JLS Compliance and Program Termination:
Your understanding is correct. According to the Java Language Specification (JLS), the program is not guaranteed to halt. The JMM allows executions where the write to the volatile flag is ordered after an infinite sequence of reads in the synchronization order. This means the main thread could theoretically observe false indefinitely, even after the write occurs, due to the JMM's lack of strict liveness guarantees. While volatile ensures visibility and happens-before ordering, it does not enforce real-time scheduling or bounded latency. Thus, the JLS permits behaviors where the program hangs, even if such scenarios are improbable in practice.
Real JVM Behavior:
In practice, no real JVM will hang for this program when flag is volatile.

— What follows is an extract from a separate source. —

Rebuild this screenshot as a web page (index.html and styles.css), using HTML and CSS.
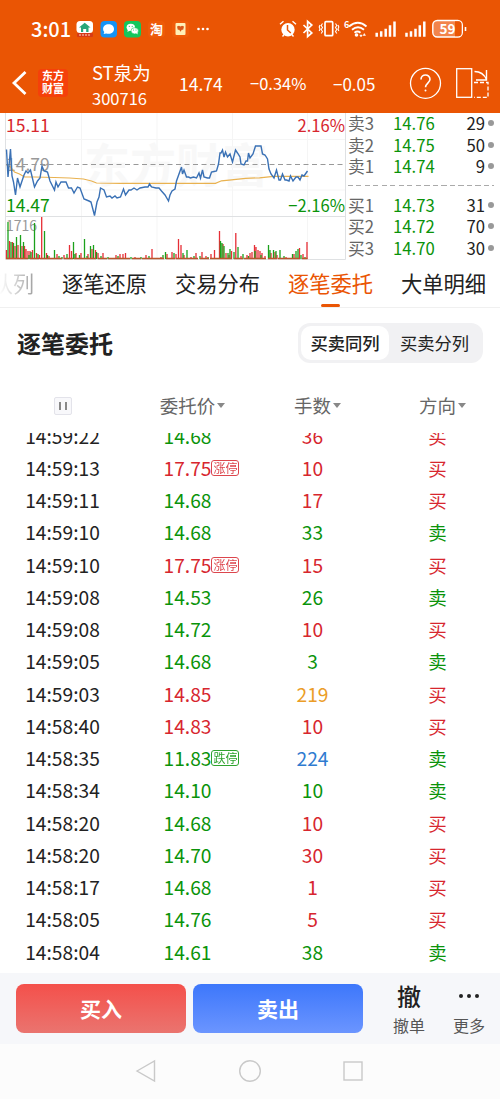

Real JVMs (like OpenJDK) implement volatile with strong visibility semantics, ensuring that writes are promptly propagated. The assembly you observed confirms that the loop checks the volatile variable directly (not cached), and the second thread’s write will eventually be observed. While the JLS theoretically allows non-termination, actual JVMs prioritize practical correctness over such edge cases. Non-termination would require a JVM that violates the intent of volatile, which no mainstream implementation does.
Final Answer :
Yes, the program is allowed to not halt under the JMM, but it will likely halt in practice on modern JVMs.